Online in Cuba

The cost of an hour of internet access in Cuba costs about a third of the average Cuban’s monthly salary.  Will the cost go down with more access points? The 118 new internet access points recently opened in Cuba seem to be working, and a very good place to follow the country’s slow path to connectivity is the blog The Internet in Cuba, whose author has been covering the issue since the 1990s. He writes

Cuba was one of the leading pre-Internet networking nations in the Caribbean. The small community of Cuban networking technicians was like that of other nations at the time. They were smart, resourceful, and motivated. They believed, correctly, that the Internet was important — that it would have a profound impact on individuals, organizations and society. They were members of the international community of Internet pioneers.  http://laredcubana.blogspot.co.uk/

For background on Cuba’s slow road to internet access, The Economist published this piece over two years ago: http://www.economist.com/node/18285798

Dissident blogger Yoani Sanchez recently visited the area in eastern Cuba where the undersea fiber optic cable from Venezuela joins the island: http://www.desdecuba.com/generationy/

And here’s a New York Times blog about a blogger, University of Havana journalism professor Elaine Diaz, who supports Fidel Castro but adopts a mildly critical view in some of her writing: http://thelede.blogs.nytimes.com/2013/06/11/cuban-blogger-who-reveres-castro-pushes-for-reform/?ref=world

Aftermath of a summit

Chilean President Sebastian Pinera with Cuba's Raul Castro in Santiago.

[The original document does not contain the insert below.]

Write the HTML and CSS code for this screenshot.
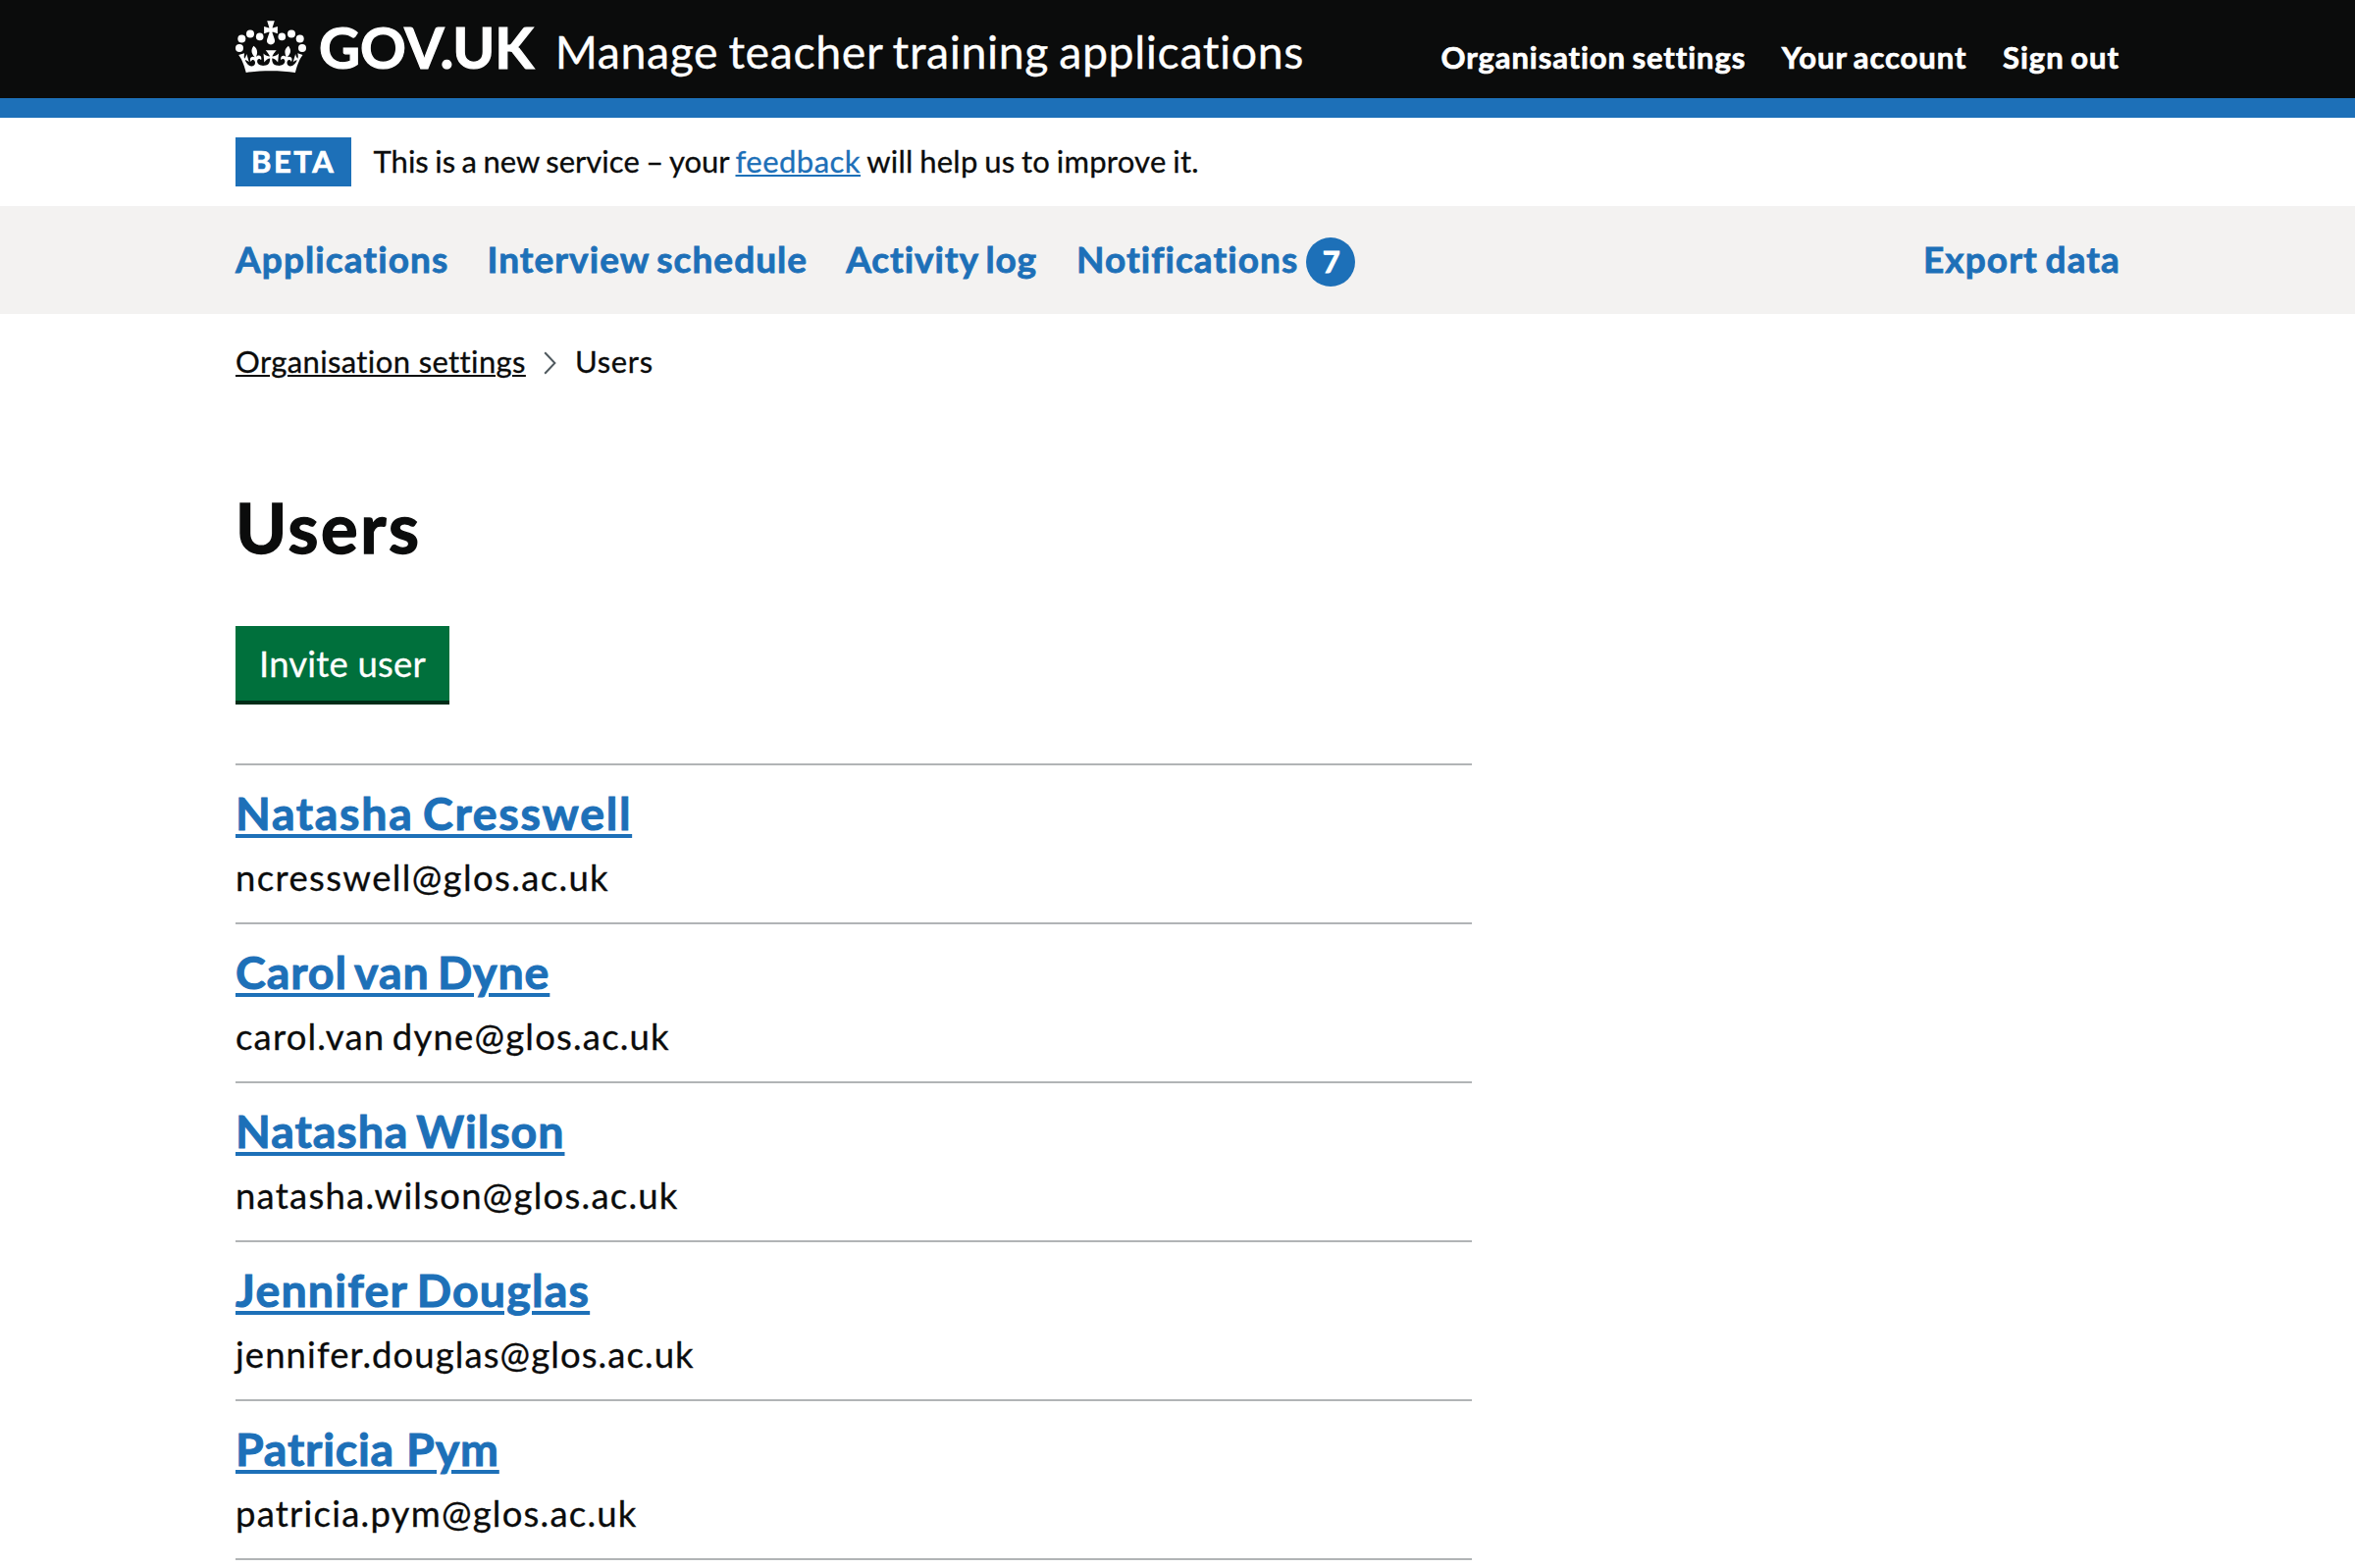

Chilean President Sebastian Pinera with Cuba’s Raul Castro in Santiago.

Here’s a video http://www.youtube.com/watch?v=rMYpdHIpvMU of Raul Castro’s speech at the summit of the Community of Latin American and Caribbean States (CELAC) and the European Union, held this past weekend in Santiago. The Cuban leader has just received the pro tempore presidency of CELAC and had a warm exchange with Chilean President Sebastian Piñera, a conservative and business tycoon.  Castro’s tone makes it clear he’s no softer, gentler version of his brother Fidel. There are brief shots of Venezuela’s acting president Nicolas Maduro talking to someone while Castro is speaking, and of Nicaragua’s Daniel Ortega stifling either a yawn or a cough.

Toward the end of his prepared speech Castro looked up and began some improvised comments about drug trafficking in Latin America, insisting there was no such activity in Cuba—aside from marijuana plants some Cubans grow in pots on their balconies.

“When tourism began to increase—and last year we had almost 3 million foreign visitors—Cuba became a target for drug traffickers,” he said. Castro said he met with various government agencies to unleash a “blood and fire” battle against the drug trade, and that more than 250 foreigners were imprisoned in Cuba on drugs charges. He made a reference to Mexico’s narcotraficantes, then began reminiscing about the voyage of the Granma yacht carrying 82 Cuban revolutionaries from Mexico to Cuba in 1956.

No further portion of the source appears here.